The constant rain finally slowed to a drizzle when I arrived in Jefferson City, Missouri, for a quick look at the state’s capitol building. Missouri’s capitol building is built on a bluff overlooking the Missouri River. The structure itself is quite impressive: 238 feet tall, with 48-foot columns on the south side and 40-foot columns on the north side. The capitol’s bronze front doors are 13×18 feet–making them the largest doors cast since the Roman era.†
Before heading indoors, I spent a few minutes exploring outdoors.
There are several statues and a fountain in a plaza area, in between the capitol’s north side and the Missouri River. This relief sculpture depicts the signing of the Louisiana Purchase.
There’s also an exact reproduction of the Liberty Bell, cast in France in 1950.

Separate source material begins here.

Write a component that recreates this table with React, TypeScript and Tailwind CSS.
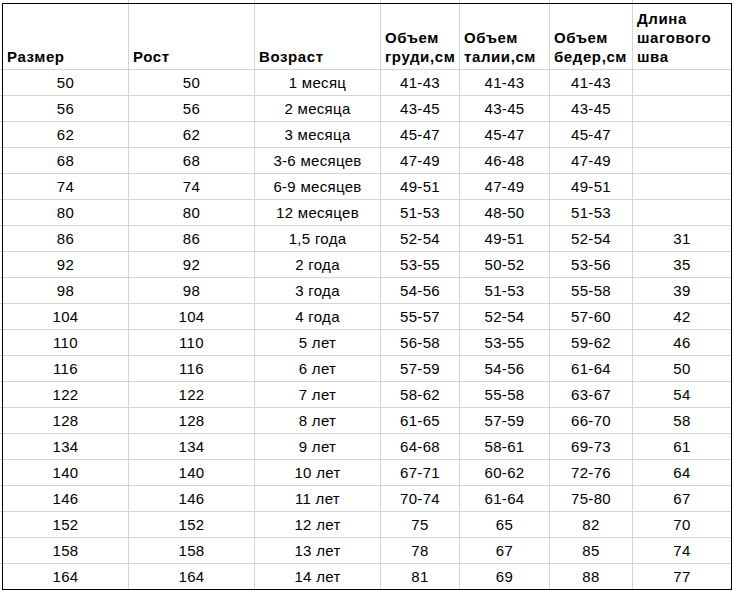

I couldn’t find an open door on the river side of the capitol building, so I strolled around to the south side…
… where some beautiful, large statues are positioned around the capitol’s front doors.
Standing in the middle of the entryway, in between two of those 48-foot tall columns, is a statue of Thomas Jefferson (as you might guess, judging by the name of the city, he’s pretty popular around here).
Inside, the Missouri State Capitol building is elaborately decorated, as you would expect. This chandelier hangs in the middle of the capitol dome. It weighs 4,500 pounds, and during maintenance in 2006, it came crashing to the ground. Fortunately, it had already been lowered most of the way, so it only fell about 5 feet.
Take a few minutes to appreciate the architecture of the capitol.
Walk around the north side of the capitol on your way back to the car, and you get a nice view of St. Peter’s Church. The catholic church was completed in 1883, with a rectory added two years later. In constructing the two buildings, 907,500 donated bricks were used.